Sundance Winners 2016: What To Watch This Year


One of the world’s most prestigious film festivals has cast its collective vote on the industry’s best offerings: the 2016 Sundance winners were yesterday announced by the Sundance Institute at the closing ceremony of the 10 day event. The enormous gathering of film makers, actors, producers and audiences was held in Park City, Utah, where Birth of a Nation, Weiner, Sand Storm, The First Girl I Loved, Sonita, and Jim: The James Foley Story became the top Sundance Film Festival award winners.

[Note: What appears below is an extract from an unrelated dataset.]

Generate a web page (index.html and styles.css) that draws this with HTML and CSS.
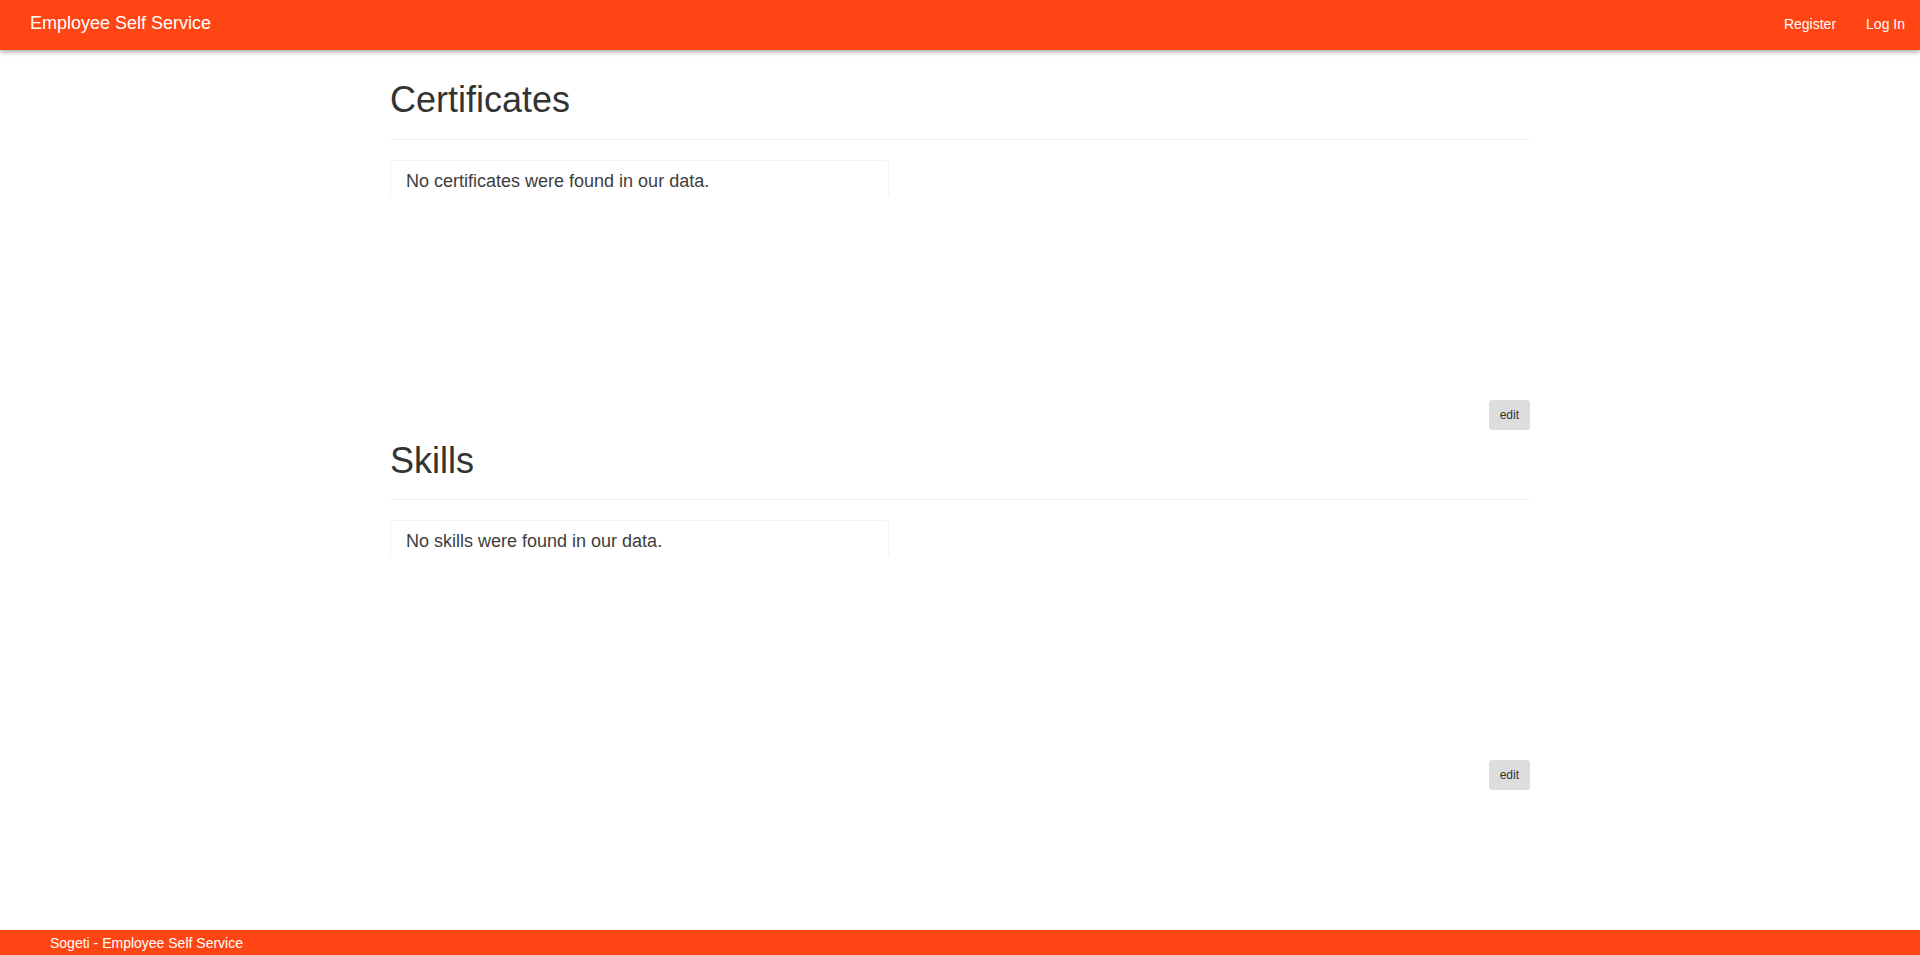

Sundance Festival is considered a world-class platform for launching ‘the most original and authentic storytelling’ into realms of greater viewership, and Sundance Institute says this objective is for the benefit of today’s authenticity-hungry audiences as well as award winners and nominees.

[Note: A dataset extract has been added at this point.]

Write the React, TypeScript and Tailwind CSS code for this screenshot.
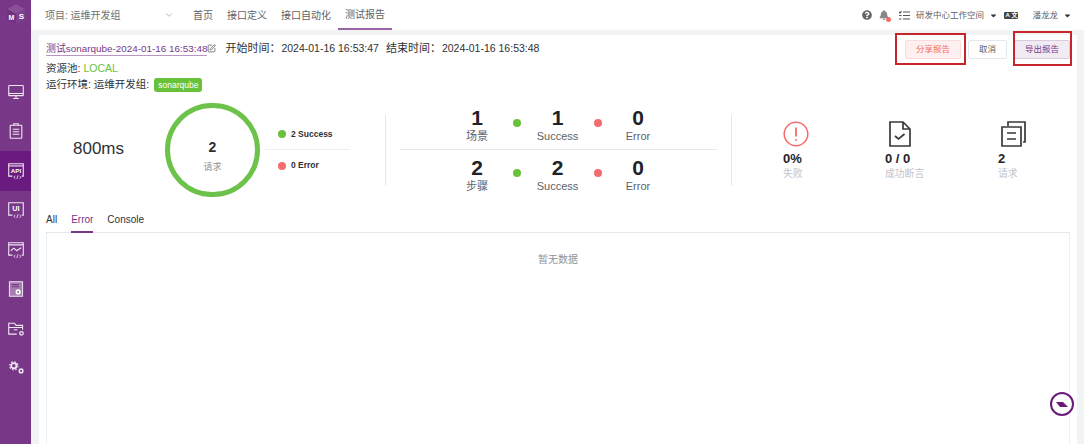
import { FaBell, FaCaretDown, FaQuestionCircle } from 'react-icons/fa';
import { ChevronDown, SquarePen } from 'lucide-react';

const font = { fontFamily: '"Liberation Sans", "Noto Sans CJK SC", sans-serif' };

function CodeTag() {
  return <path d="M10 18l-2 1.7 2 1.7M16 18l2 1.7-2 1.7M13.8 17l-1.6 5" strokeWidth="1.2" />;
}

function Icon({ children }: { children: React.ReactNode }) {
  return (
    <svg width="16" height="16" viewBox="0 0 22 22" fill="none" stroke="#f1e6f3" strokeWidth="1.5" className="overflow-visible">
      {children}
    </svg>
  );
}

const sideIcons = [
  <Icon key="a">
    <rect x="1" y="2" width="20" height="14" rx="1" />
    <path d="M1 13h20M7 20h8M11 16v4" />
  </Icon>,
  <Icon key="b">
    <rect x="3" y="3" width="16" height="18" rx="1" />
    <path d="M8 3V1h6v2M6.5 8.5h9M6.5 12h9M6.5 15.5h9" />
  </Icon>,
  <Icon key="c">
    <path d="M6 18H1V1h20v17h-2" />
    <path d="M1 4h20" />
    <text x="11" y="13.5" textAnchor="middle" fontSize="8.5" fontWeight="700" fill="#fff" stroke="none" style={font}>
      API
    </text>
    <CodeTag />
  </Icon>,
  <Icon key="d">
    <path d="M6 18H1V1h20v17h-2" />
    <text x="11" y="13" textAnchor="middle" fontSize="10" fontWeight="700" fill="#fff" stroke="none" style={font}>
      UI
    </text>
    <CodeTag />
  </Icon>,
  <Icon key="e">
    <path d="M6 18H1V1h20v17h-2" />
    <path d="M1 4h20M4 12l4-3.5 4 3.5 6-4" />
    <CodeTag />
  </Icon>,
  <Icon key="f">
    <rect x="2" y="1" width="18" height="20" fill="#a67fb1" stroke="#e6d8e9" />
    <path d="M5 5h10M5 8h10" stroke="#783887" />
    <circle cx="14" cy="15" r="3.6" fill="#fff" stroke="none" />
    <circle cx="14" cy="15" r="1.2" fill="#783887" stroke="none" />
  </Icon>,
  <Icon key="g">
    <path d="M12 18H1V3h8l2 3h9v6" />
    <path d="M1 9h19M8 12h5" />
    <circle cx="18.5" cy="17" r="2.4" strokeWidth="1.8" />
  </Icon>,
  <Icon key="h">
    <circle cx="8" cy="8" r="3.6" strokeWidth="2.4" />
    <circle cx="8" cy="8" r="5.6" strokeWidth="1.6" strokeDasharray="2.2 2.2" />
    <circle cx="18" cy="15" r="2.5" strokeWidth="2" />
  </Icon>,
];

function Legend({ color, label }: { color: string; label: string }) {
  return (
    <div className="flex h-[31px] items-center gap-[5px] pl-[13px] text-[8.5px] font-bold text-[#303133]">
      <span className={`h-2 w-2 rounded-full ${color}`} />
      {label}
    </div>
  );
}

function CountRow({ value, label, ok, bad }: { value: number; label: string; ok: number; bad: number }) {
  const Cell = ({ n, t }: { n: number; t: string }) => (
    <div className="flex w-10 flex-col items-center">
      <span className="text-[21px] leading-[24px] font-bold text-[#1f2329]">{n}</span>
      <span className="text-[11px] leading-[13px] whitespace-nowrap text-[#606266]">{t}</span>
    </div>
  );
  return (
    <div className="flex h-[50px] items-start pt-[6px] pl-[57px]">
      <Cell n={value} t={label} />
      <div className="flex h-[34px] w-[1px] flex-1 items-center justify-center">
        <span className="h-2 w-2 rounded-full bg-[#67c23a]" />
      </div>
      <Cell n={ok} t="Success" />
      <div className="flex h-[34px] w-[1px] flex-1 items-center justify-center">
        <span className="h-2 w-2 rounded-full bg-[#f56c6c]" />
      </div>
      <Cell n={bad} t="Error" />
      <div className="w-[59px]" />
    </div>
  );
}

function Metric({ icon, value, label, width }: { icon: React.ReactNode; value: string; label: string; width: string }) {
  return (
    <div className={`flex flex-col ${width}`}>
      <div className="flex h-[27px] items-center">{icon}</div>
      <span className="mt-[4px] text-[13px] leading-[15px] font-bold text-[#1f2329]">{value}</span>
      <span className="mt-[1px] text-[9.8px] leading-[13px] whitespace-nowrap text-[#c0c4cc]">{label}</span>
    </div>
  );
}

export default function App() {
  return (
    <div className="flex h-[444px] w-[1084px] overflow-hidden bg-[#f2f3f5] text-[10.5px] text-[#303133]" style={font}>
      <aside className="flex w-[31px] shrink-0 flex-col items-center bg-[#783887]">
        <div className="flex h-[72px] w-full justify-center pt-[4px]">
          <svg width="20" height="20" viewBox="0 0 20 20">
            <path d="M10 0l9 5-9 5-9-5z" fill="#8a4f98" />
            <path d="M1 5l9 5v10l-9-5z" fill="#6f3080" />
            <path d="M19 5l-9 5v10l9-5z" fill="#7d4090" />
            <text x="5.5" y="16" textAnchor="middle" fontSize="7" fontWeight="700" fill="#fff" style={font}>
              M
            </text>
            <text x="15.5" y="15" textAnchor="middle" fontSize="8" fontWeight="700" fill="#fff" style={font}>
              S
            </text>
          </svg>
        </div>
        {sideIcons.map((icon, i) => (
          <div key={i} className={`flex h-[39.5px] w-full items-center justify-center ${i === 2 ? 'bg-[#6a1b80]' : ''}`}>
            {icon}
          </div>
        ))}
      </aside>

      <main className="flex min-w-0 flex-1 flex-col">
        <header className="flex h-[30px] shrink-0 items-center bg-white text-[10px] text-[#606266]">
          <span className="ml-[14px] w-[119px] text-[#707070]">项目: 运维开发组</span>
          <ChevronDown size={10} className="text-[#a8abb2]" />
          <nav className="ml-[19px] flex h-full items-center">
            <span className="mr-[14px]">首页</span>
            <span className="mr-[14px]">接口定义</span>
            <span className="mr-[7px]">接口自动化</span>
            <span className="flex h-full items-center border-b-2 border-[#9a65a5] px-[7px]">测试报告</span>
          </nav>
          <div className="ml-auto flex items-center pr-[12px] text-[8.5px]">
            <FaQuestionCircle size={10} className="text-[#666]" />
            <span className="relative ml-[7px]">
              <FaBell size={10} className="text-[#888]" />
              <span className="absolute -right-[2px] -bottom-[2px] h-[5px] w-[5px] rounded-full bg-[#f56c6c]" />
            </span>
            <svg width="11" height="9" viewBox="0 0 11 9" className="ml-[10px]" stroke="#555" strokeWidth="1.2">
              <path d="M4 1h7M4 4.5h7M4 8h7M0 1l1 1 1.5-2M0 4.5h2.5M0 8h2.5" fill="none" />
            </svg>
            <span className="ml-[6px]">研发中心工作空间</span>
            <FaCaretDown size={9} className="ml-[5px] text-[#333]" />
            <span className="ml-[6.5px] flex h-[7px] w-[14px] items-center justify-between rounded-[1px] bg-[#444] px-[1px] text-[6px] leading-none font-bold text-white">
              <span>A</span>
              <span>文</span>
            </span>
            <span className="ml-[14px]">潘龙龙</span>
            <FaCaretDown size={9} className="ml-[5px] text-[#333]" />
          </div>
        </header>

        <div className="flex min-h-0 flex-1 pt-[5px] pr-[7px] pl-2">
          <section className="flex min-w-0 flex-1 flex-col bg-white px-[7px]">
            <div className="flex h-[65px] shrink-0 justify-between">
              <div className="flex flex-col pt-[6px]">
                <div className="flex h-[15px] items-center whitespace-nowrap">
                  <span className="border-b border-[#b896c0] text-[9.9px] leading-[13px] text-[#783887]">测试sonarqube-2024-01-16 16:53:48</span>
                  <SquarePen size={9} className="text-[#555]" />
                  <span className="ml-[9px] w-[56px] text-[11px]">开始时间：</span>
                  <span>2024-01-16 16:53:47</span>
                  <span className="ml-[7px] w-[56px] text-[11px]">结束时间：</span>
                  <span>2024-01-16 16:53:48</span>
                </div>
                <div className="mt-[5px] flex h-[15px] items-center">
                  资源池:<span className="ml-[3px] text-[#67c23a]">LOCAL</span>
                </div>
                <div className="mt-[1px] flex h-[16px] items-center">
                  运行环境: 运维开发组:
                  <span className="ml-[5px] rounded-[3px] bg-[#67c23a] px-[4px] py-[1.5px] text-[8.5px] leading-[11px] text-white">sonarqube</span>
                </div>
              </div>
              <div className="flex items-start gap-[7px] pt-[5px] text-[8.5px]">
                <div className="relative">
                  <button className="h-[19px] w-[56px] rounded-[2px] border border-[#fbdcdc] bg-[#fef0f0] text-[#f56c6c]">分享报告</button>
                  <span className="pointer-events-none absolute -top-[7px] -right-[5px] -bottom-[6px] -left-[10px] border-2 border-[#c8242b]" />
                </div>
                <button className="h-[19px] w-[39px] rounded-[2px] border border-[#e4e7ed] bg-white text-[#606266]">取消</button>
                <div className="relative">
                  <button className="h-[19px] w-[56px] rounded-[2px] border border-[#dcc9e1] bg-[#f1ebf3] text-[#783887]">导出报告</button>
                  <span className="pointer-events-none absolute -top-[9px] -right-[2px] -bottom-[7px] -left-[1px] border-2 border-[#c8242b]" />
                </div>
              </div>
            </div>

            <div className="flex h-[100px] shrink-0 items-center">
              <div className="-mt-[2px] w-[119px] shrink-0 pl-[27px] text-[17px] text-[#303133]">800ms</div>
              <div className="flex h-[94px] w-[95px] shrink-0 flex-col items-center justify-center rounded-full border-[5px] border-[#6cc24a]">
                <span className="mt-[11px] text-[14px] leading-[18px] font-bold">2</span>
                <span className="mt-[5px] text-[9px] leading-[12px] text-[#909399]">请求</span>
              </div>
              <div className="ml-[5px] w-[85px] shrink-0 divide-y divide-[#ebeef5]">
                <Legend color="bg-[#67c23a]" label="2 Success" />
                <Legend color="bg-[#f56c6c]" label="0 Error" />
              </div>
              <div className="ml-[35px] h-[71px] w-px shrink-0 bg-[#e4e7ed]" />
              <div className="ml-[14px] w-[317px] shrink-0 divide-y divide-[#e4e7ed]">
                <CountRow value={1} label="场景" ok={1} bad={0} />
                <CountRow value={2} label="步骤" ok={2} bad={0} />
              </div>
              <div className="ml-[14px] h-[71px] w-px shrink-0 bg-[#e4e7ed]" />
              <div className="ml-[51px] flex shrink-0">
                <Metric
                  width="w-[102px]"
                  value="0%"
                  label="失败"
                  icon={
                    <svg width="26" height="26" viewBox="0 0 26 26" fill="none" stroke="#f56c6c" strokeWidth="1.5">
                      <circle cx="13" cy="13" r="11.8" />
                      <path d="M13 6.5v9" strokeWidth="1.8" />
                      <circle cx="13" cy="19" r="1" fill="#f56c6c" stroke="none" />
                    </svg>
                  }
                />
                <Metric
                  width="w-[113px]"
                  value="0 / 0"
                  label="成功断言"
                  icon={
                    <svg width="24" height="26" viewBox="0 0 24 26" fill="none" stroke="#3a3a3a" strokeWidth="1.7" className="ml-[3px]">
                      <path d="M2 1h13l7 7v17H2zM15 1v7h7" />
                      <path d="M7 15l3.5 3 6-5" />
                    </svg>
                  }
                />
                <Metric
                  width="w-[60px]"
                  value="2"
                  label="请求"
                  icon={
                    <svg width="26" height="26" viewBox="0 0 26 26" fill="none" stroke="#3a3a3a" strokeWidth="1.7" className="ml-[2px]">
                      <path d="M8 5V1h17v20h-2" />
                      <path d="M2 6h19v19H2zM7 12h9M7 18h9" />
                    </svg>
                  }
                />
              </div>
            </div>

            <div className="flex h-[33px] shrink-0 items-end gap-[14px] border-b border-[#e4e7ed] text-[10px]">
              <span className="pb-[6px] leading-[12px]">All</span>
              <span className="-mb-px border-b-2 border-[#783887] pb-[5px] leading-[12px] text-[#783887]">Error</span>
              <span className="pb-[6px] leading-[12px]">Console</span>
            </div>
            <div className="min-h-0 flex-1 border-x border-[#ebeef5] pt-[19px] text-center text-[10px] text-[#909399]">暂无数据</div>
          </section>
        </div>
      </main>

      <div className="absolute top-[392px] left-[1050px] flex h-[24px] w-[24px] items-center justify-center rounded-full border-[2.5px] border-[#6a1b7a] bg-white">
        <svg width="12" height="7" viewBox="0 0 12 7">
          <path d="M0 1h7l5 5H4z" fill="#6a1b7a" />
        </svg>
      </div>
    </div>
  );
}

“Since 1985, hundreds of films launched at the Festival have gained critical recognition, received commercial distribution, and reached worldwide audiences eager for fresh perspectives and new voices,” states Sundance on its website.

It is to the credit of Nate Parker who wrote, directed and starred in TheBirth of a Nation — that the slave rebellion drama was the winner of both the Grand Jury and Audience prizes for U.S. Dramatic. Sundance called the award winner a “bold, compelling, and deeply inhabited” original feature from an up-and-coming triple-threat talent, who Deadline reports thanked audiences for “being open to change,” and engaging with the true story upon which the movie is based. Sundance’s officials have taken to Twitter to announce and congratulate the winners.

Sundance’s top-prize winners in other categories are equally worth watching: the winner of U.S. Documentary was Weiner, which provides an intimate and intelligent account of disgraced ex-Congressman Anthony Weiner as he and his political employ mount a New York City mayoral campaign. Sundance said the category winners’ “clarity, humor, and pathos” in its telling of the true and — in today’s climate of mass-media frenzy — very relateable story, set it apart from the rest.

Weiner deftly teeters the line between political farce and personal tragedy, exposing the ex-congressman’s hubris while highlighting the sheer ugliness of the media’s takedown of his family,” reads Sundance’s Award Winners page.

The winners in other categories were Israeli Sand Storm by director Elite Zexter, which took the world dramatic cinema prize for its poignant tale of “tradition, modernity and a divided family,” and Jim: The James Foley Story, the winner of U.S. Documentary audience award, a biopic of the young photojournalist whose life was tragically cut short in a public execution video released by ISIS in August 2014.

“Brilliantly constructed with unparalleled access, Jim is a harrowing chronicle of bravery, compassion, and pain at the dawn of World War ISIS,” said Sundance’s Award Winners page.

Iranian filmmaker Rokhsareh Ghaem Maghami and feminist not-for-profit organisation Women Make Movies are the double winners of Sundance Jury and Audience awards for world documentary cinema, for the ground-breaking tale of cultural rebellion, Sonita, a talented female rapper whose creative passion is a dangerous liability in Iran.

Sundance winners Rokhsareh Ghaem Maghami and Sonita Alizadeh accept the World Cinema Grand Jury and Audience Prizes: Documentary.
Sundance winners Rokhsareh Ghaem Maghami and Sonita Alizadeh accept the World Cinema Grand Jury and Audience Prizes: Documentary. (Photo by Andrew Toth/Getty Images).

“Her beats are as solid as stones, her rhymes are fierce, and her videos are a piercing howl against the constant injustice, fear, and sexism women must endure,” said Sundance of the winners’ subject, Sonita.

The winners received acclaim and recognition not only for the cinematography, storytelling and engaging subjects of Sonita, but also for their contribution to equality and artistic freedom amid Iran’s dangerously strict cultural codes and laws required to take this performative path.

“An intimate portrait of creativity and womanhood, Sonita highlights the rarely seen intricacies and shifting contrasts of Iranian society through the lens of an artist who is defining the next generation,” said Sundance of the winners.

Sonita’s naming in BBC’s 100 Women of 2015 in November — in the lead up to Sundance Festival 2016 — exemplifies the power of recognition to be gained by Sundance nominees and winners.

The strategic premise of Sundance Festival and the unique stories told by its prize winners represent the worldwide audience preferences for authenticity and originality in movies. The Inquisitr reported last month on the box office success of The Danish Girl for which Alicia Vikander became one of the 2016 Critics Choice Award winners — which continues to receive acclaim for its truthful tale of the world’s first transgender woman and her supportive wife.

Films with original, and thus, more disarmingly authentic, stories are ever-more often the winners of prestigious awards such as those from Sundance Institute. Critics and experts around the world have chosen the Sundance winners of 2016: the choices of Sundance officials can be seen as open recommendations for what to watch on the big screen this year.